GIVEN PROBLEM: Gather from the listing below each line that includes the word "styles", and copy it.

MATERIAL FOR THIS EXERCISE:

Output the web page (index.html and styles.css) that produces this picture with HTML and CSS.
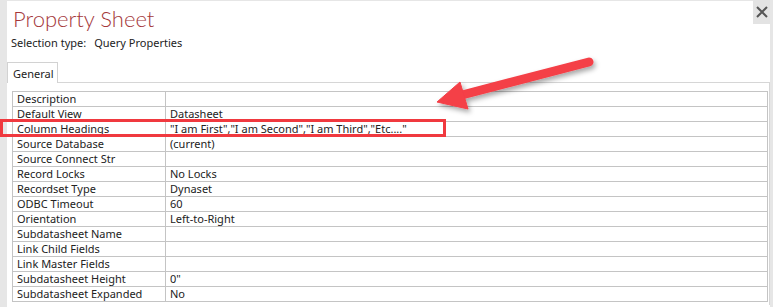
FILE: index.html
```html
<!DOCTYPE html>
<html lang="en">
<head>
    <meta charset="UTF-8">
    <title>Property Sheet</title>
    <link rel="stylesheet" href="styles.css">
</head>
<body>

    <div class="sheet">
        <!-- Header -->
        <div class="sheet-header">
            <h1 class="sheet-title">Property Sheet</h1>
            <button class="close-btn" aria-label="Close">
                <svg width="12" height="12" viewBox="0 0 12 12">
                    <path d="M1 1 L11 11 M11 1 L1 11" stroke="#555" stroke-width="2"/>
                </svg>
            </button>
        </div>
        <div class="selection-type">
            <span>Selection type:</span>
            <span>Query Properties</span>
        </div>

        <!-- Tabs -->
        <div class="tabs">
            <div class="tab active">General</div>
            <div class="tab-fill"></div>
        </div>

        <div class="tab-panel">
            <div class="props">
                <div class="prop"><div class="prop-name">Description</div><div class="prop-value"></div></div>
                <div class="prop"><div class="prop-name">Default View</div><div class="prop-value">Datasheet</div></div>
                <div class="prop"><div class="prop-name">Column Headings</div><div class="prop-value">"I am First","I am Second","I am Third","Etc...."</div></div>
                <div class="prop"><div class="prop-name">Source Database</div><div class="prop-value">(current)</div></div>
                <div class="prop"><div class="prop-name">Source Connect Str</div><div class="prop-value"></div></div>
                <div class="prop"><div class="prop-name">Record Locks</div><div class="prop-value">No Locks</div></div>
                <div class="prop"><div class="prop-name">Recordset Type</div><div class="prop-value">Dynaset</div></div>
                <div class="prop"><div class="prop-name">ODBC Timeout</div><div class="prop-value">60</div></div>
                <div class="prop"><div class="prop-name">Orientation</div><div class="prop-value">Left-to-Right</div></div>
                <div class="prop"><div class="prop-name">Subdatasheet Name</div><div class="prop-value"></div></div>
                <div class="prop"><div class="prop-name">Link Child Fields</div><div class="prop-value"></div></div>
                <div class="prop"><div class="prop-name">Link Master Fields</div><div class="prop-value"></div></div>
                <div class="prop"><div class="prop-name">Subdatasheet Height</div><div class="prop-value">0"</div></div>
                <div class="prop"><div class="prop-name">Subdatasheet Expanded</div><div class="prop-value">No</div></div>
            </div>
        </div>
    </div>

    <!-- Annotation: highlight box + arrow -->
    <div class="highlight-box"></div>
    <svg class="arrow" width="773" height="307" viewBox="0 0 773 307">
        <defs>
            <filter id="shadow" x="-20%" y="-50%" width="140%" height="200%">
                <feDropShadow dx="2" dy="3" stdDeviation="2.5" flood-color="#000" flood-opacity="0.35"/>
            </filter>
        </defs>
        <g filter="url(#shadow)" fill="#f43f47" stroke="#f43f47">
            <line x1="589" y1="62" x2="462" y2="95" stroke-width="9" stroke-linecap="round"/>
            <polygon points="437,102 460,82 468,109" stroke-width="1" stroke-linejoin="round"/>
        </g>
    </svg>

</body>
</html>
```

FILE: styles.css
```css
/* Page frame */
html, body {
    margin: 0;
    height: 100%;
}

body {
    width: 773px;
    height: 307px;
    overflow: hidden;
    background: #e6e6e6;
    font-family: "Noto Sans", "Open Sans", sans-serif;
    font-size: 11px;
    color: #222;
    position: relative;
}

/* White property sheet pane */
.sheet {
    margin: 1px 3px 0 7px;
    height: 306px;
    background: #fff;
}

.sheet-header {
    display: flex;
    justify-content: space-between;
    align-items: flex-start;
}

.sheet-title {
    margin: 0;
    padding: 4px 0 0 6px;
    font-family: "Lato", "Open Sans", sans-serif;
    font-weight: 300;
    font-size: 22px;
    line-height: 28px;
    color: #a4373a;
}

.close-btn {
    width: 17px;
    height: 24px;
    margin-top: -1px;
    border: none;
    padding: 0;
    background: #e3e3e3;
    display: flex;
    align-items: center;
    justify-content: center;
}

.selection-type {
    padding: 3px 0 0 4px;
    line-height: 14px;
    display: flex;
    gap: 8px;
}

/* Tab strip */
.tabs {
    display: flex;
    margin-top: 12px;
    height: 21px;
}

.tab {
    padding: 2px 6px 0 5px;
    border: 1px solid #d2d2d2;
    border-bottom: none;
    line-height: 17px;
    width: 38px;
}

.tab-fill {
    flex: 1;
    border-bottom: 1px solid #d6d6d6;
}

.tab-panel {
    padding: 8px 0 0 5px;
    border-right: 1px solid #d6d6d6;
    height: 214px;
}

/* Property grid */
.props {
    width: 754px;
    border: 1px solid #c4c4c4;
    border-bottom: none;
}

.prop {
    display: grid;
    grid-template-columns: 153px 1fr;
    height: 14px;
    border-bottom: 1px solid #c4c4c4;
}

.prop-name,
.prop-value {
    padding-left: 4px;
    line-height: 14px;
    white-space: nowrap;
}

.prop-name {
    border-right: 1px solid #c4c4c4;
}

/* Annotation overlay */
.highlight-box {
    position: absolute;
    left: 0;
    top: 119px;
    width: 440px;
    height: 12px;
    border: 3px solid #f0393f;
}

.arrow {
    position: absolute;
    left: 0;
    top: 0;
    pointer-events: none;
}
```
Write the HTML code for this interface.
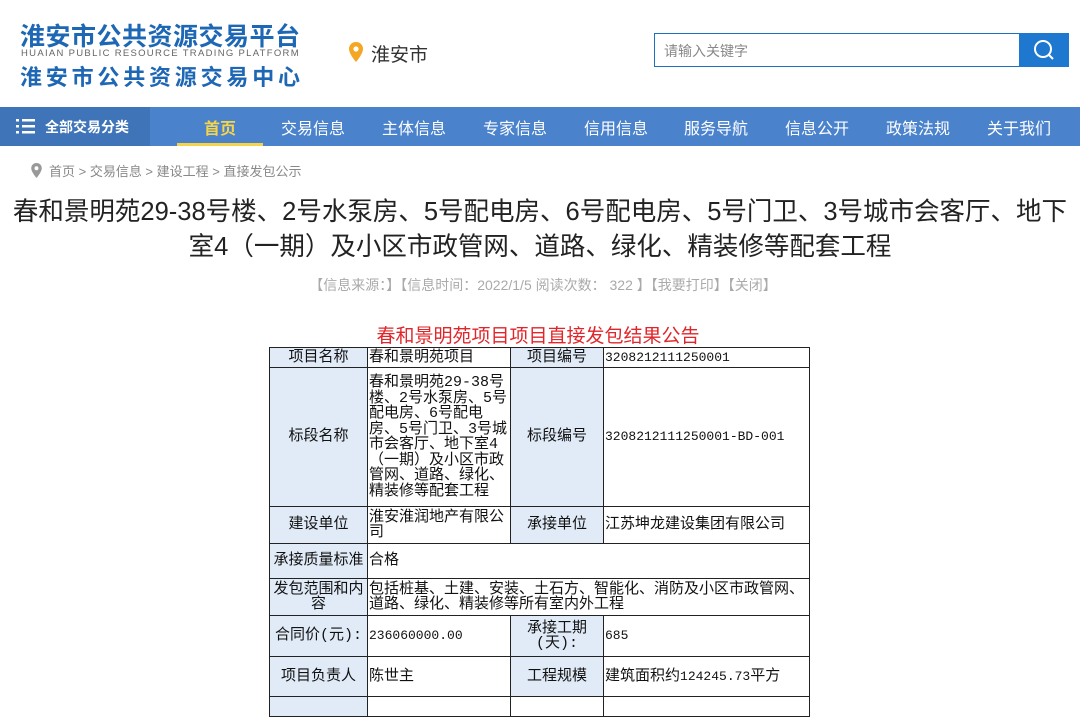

==

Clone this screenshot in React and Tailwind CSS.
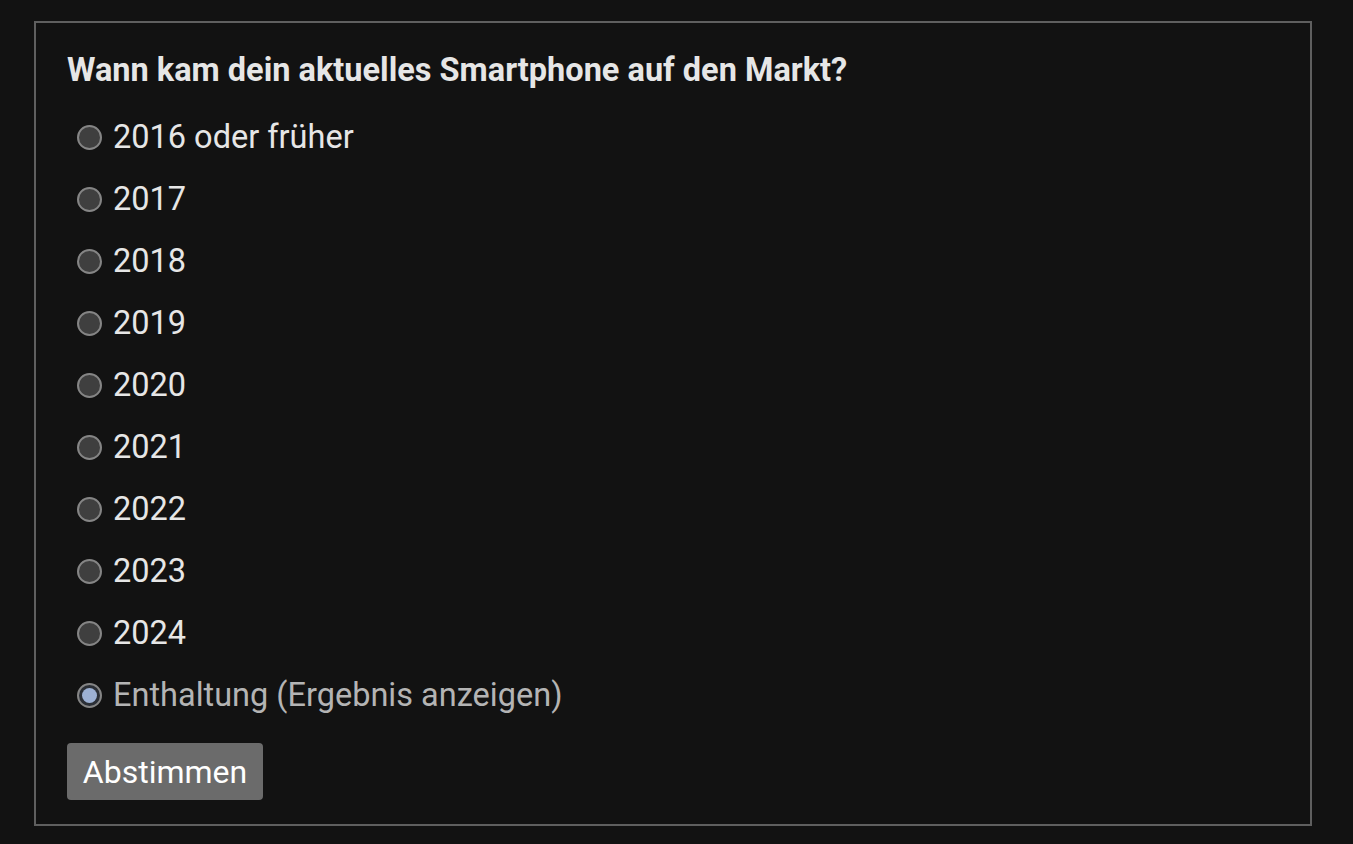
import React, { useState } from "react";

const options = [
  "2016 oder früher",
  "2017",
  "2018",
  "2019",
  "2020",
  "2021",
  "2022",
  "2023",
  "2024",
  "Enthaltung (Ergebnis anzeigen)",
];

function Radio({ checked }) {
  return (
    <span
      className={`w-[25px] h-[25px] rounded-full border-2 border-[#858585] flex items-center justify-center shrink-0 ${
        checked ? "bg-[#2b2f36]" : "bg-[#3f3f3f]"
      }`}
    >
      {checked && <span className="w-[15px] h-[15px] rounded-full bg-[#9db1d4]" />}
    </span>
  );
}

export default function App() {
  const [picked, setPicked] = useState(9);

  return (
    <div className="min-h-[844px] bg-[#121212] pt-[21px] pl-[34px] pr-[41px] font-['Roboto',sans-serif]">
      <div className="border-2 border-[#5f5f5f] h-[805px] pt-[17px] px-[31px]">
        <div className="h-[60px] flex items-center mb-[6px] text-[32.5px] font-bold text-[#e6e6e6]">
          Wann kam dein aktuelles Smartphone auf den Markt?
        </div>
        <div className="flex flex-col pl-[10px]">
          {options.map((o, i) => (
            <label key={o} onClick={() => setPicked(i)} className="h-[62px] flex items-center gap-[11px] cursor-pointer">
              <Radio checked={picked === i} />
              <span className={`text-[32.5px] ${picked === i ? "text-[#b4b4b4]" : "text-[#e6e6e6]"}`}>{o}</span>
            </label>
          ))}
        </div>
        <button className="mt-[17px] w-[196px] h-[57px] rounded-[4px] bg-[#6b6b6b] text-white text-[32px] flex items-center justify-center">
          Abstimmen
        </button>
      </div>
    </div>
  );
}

RIGHT ANSWER:
Output the web page (index.html and styles.css) that produces this picture with HTML and CSS.
    <link rel="stylesheet" href="styles.css">
FILE: styles.css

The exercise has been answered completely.